*YOUR INSTRUCTIONS*
Find each line containing the string "index" and return it.

*RECORDED INFORMATION*
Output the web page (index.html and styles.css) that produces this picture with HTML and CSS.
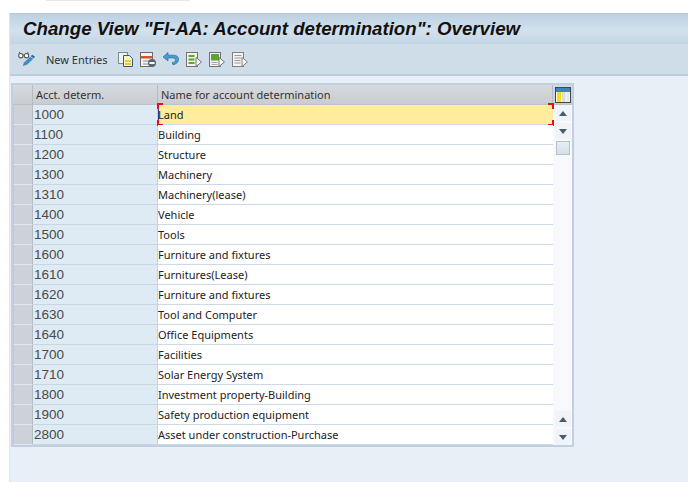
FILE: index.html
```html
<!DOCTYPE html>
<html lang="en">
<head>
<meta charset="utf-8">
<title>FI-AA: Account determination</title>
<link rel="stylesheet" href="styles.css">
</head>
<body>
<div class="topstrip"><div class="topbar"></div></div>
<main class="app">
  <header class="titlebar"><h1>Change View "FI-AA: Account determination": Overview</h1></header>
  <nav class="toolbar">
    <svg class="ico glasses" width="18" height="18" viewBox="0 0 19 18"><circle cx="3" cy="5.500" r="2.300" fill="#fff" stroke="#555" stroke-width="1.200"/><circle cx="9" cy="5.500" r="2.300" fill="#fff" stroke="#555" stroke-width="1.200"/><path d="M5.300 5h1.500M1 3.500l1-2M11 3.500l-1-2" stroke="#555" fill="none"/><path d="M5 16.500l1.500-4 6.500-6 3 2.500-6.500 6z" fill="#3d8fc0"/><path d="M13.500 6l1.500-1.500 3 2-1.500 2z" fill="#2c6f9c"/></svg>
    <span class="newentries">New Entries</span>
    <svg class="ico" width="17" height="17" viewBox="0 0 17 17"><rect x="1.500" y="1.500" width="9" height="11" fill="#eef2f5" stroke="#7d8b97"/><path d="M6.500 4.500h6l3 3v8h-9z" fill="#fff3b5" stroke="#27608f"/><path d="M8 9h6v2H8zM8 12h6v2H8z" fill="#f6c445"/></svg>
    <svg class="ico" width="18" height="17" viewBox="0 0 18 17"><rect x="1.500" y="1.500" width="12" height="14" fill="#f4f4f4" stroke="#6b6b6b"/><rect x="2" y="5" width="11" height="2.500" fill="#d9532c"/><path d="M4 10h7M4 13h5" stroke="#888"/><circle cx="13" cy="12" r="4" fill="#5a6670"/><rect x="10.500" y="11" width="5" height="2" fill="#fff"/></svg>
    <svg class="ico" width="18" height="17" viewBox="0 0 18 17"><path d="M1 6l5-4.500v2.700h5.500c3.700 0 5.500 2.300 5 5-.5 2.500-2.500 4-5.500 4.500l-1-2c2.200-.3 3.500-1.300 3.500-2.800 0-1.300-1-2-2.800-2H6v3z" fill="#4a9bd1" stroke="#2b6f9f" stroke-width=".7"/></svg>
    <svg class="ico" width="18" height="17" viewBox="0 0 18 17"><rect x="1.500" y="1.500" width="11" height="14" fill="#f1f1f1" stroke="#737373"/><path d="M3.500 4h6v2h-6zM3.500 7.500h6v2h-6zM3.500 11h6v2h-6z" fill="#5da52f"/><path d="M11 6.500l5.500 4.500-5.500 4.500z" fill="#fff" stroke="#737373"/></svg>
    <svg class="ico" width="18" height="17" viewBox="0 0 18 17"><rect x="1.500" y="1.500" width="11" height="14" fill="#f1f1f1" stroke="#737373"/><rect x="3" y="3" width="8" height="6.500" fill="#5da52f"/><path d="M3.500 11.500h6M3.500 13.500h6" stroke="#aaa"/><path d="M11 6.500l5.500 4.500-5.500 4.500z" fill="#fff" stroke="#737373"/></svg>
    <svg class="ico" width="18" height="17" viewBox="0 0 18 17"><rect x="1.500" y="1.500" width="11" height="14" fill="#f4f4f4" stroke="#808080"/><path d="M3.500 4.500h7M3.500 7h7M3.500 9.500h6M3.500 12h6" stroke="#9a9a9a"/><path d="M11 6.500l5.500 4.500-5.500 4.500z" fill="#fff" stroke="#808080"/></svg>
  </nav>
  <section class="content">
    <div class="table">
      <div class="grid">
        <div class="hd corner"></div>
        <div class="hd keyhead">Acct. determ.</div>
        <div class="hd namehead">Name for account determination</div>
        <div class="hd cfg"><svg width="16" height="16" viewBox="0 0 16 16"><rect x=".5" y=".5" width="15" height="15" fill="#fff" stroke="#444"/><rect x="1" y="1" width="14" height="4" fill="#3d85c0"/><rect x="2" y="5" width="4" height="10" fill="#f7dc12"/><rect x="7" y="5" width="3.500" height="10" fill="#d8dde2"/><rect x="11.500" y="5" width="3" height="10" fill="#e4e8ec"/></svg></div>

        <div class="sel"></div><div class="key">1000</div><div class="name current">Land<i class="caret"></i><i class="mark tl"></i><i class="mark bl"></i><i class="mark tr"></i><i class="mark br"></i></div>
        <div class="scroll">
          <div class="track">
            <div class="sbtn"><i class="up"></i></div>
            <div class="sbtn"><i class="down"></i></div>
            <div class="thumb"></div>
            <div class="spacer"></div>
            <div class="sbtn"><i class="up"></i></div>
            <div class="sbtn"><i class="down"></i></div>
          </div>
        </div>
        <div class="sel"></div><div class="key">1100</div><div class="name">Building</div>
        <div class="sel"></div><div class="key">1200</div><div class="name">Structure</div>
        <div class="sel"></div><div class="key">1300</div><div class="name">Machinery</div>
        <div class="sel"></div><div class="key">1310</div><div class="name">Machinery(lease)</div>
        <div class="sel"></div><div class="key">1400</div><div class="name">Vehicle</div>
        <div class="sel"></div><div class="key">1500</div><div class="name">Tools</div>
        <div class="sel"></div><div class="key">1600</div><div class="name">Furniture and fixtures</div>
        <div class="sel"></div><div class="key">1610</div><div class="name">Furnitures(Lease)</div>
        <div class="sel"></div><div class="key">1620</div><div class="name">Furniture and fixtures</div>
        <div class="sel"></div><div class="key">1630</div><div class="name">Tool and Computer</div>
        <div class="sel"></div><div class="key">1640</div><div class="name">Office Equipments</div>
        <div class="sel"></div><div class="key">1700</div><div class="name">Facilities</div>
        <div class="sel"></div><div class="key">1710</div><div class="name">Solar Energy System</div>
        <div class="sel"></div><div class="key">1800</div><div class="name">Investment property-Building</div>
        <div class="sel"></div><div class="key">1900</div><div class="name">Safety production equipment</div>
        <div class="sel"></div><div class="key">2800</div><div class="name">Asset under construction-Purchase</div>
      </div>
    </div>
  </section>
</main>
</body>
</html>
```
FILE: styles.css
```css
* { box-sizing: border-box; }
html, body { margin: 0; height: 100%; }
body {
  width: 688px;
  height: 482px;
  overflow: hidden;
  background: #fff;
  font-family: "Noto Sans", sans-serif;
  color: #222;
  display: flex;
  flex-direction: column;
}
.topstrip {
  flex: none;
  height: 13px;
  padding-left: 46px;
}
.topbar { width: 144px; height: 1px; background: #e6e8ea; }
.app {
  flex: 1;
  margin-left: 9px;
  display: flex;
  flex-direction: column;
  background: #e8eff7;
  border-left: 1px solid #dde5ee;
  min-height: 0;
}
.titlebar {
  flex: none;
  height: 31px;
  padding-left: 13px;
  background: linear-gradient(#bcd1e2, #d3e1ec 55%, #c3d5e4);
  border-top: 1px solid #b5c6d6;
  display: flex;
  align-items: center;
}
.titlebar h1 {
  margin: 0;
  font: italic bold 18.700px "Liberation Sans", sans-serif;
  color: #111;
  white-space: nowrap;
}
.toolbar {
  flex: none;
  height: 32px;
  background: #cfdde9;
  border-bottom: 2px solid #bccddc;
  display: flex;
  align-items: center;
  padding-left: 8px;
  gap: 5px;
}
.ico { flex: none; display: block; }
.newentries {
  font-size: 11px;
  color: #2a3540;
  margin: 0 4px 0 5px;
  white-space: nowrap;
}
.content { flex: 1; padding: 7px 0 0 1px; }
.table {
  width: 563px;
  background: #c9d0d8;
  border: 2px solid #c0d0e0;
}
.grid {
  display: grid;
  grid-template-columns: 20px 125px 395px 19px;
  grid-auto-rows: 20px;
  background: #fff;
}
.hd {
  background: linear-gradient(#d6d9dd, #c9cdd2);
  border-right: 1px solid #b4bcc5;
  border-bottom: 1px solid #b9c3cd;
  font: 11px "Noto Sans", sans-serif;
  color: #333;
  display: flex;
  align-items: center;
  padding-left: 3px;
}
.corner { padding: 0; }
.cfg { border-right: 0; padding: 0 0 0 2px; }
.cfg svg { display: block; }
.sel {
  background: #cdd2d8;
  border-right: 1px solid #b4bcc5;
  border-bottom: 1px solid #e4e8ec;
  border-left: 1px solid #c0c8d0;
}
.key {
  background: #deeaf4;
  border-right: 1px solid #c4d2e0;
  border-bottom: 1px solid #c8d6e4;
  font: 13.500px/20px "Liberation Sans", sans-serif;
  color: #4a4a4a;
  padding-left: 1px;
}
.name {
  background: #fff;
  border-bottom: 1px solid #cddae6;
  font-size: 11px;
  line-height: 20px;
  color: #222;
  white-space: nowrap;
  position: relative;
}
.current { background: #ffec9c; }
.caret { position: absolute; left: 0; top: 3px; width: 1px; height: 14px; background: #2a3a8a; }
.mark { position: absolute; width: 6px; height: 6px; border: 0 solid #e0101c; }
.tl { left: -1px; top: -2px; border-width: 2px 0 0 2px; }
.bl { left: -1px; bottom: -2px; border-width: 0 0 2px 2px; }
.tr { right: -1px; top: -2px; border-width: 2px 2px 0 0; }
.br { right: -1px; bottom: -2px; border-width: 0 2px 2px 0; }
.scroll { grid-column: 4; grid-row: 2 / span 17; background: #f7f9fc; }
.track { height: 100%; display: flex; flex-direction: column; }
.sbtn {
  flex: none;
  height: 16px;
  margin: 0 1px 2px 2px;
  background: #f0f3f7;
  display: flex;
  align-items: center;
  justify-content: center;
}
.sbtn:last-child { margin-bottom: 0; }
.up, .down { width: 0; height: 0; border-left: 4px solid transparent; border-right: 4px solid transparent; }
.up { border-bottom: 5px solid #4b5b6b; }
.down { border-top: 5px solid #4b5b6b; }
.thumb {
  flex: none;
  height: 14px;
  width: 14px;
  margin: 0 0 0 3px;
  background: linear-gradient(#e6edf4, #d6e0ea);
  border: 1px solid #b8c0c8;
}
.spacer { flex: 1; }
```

*CORRECT OUTPUT*
Output the web page (index.html and styles.css) that produces this picture with HTML and CSS.
FILE: index.html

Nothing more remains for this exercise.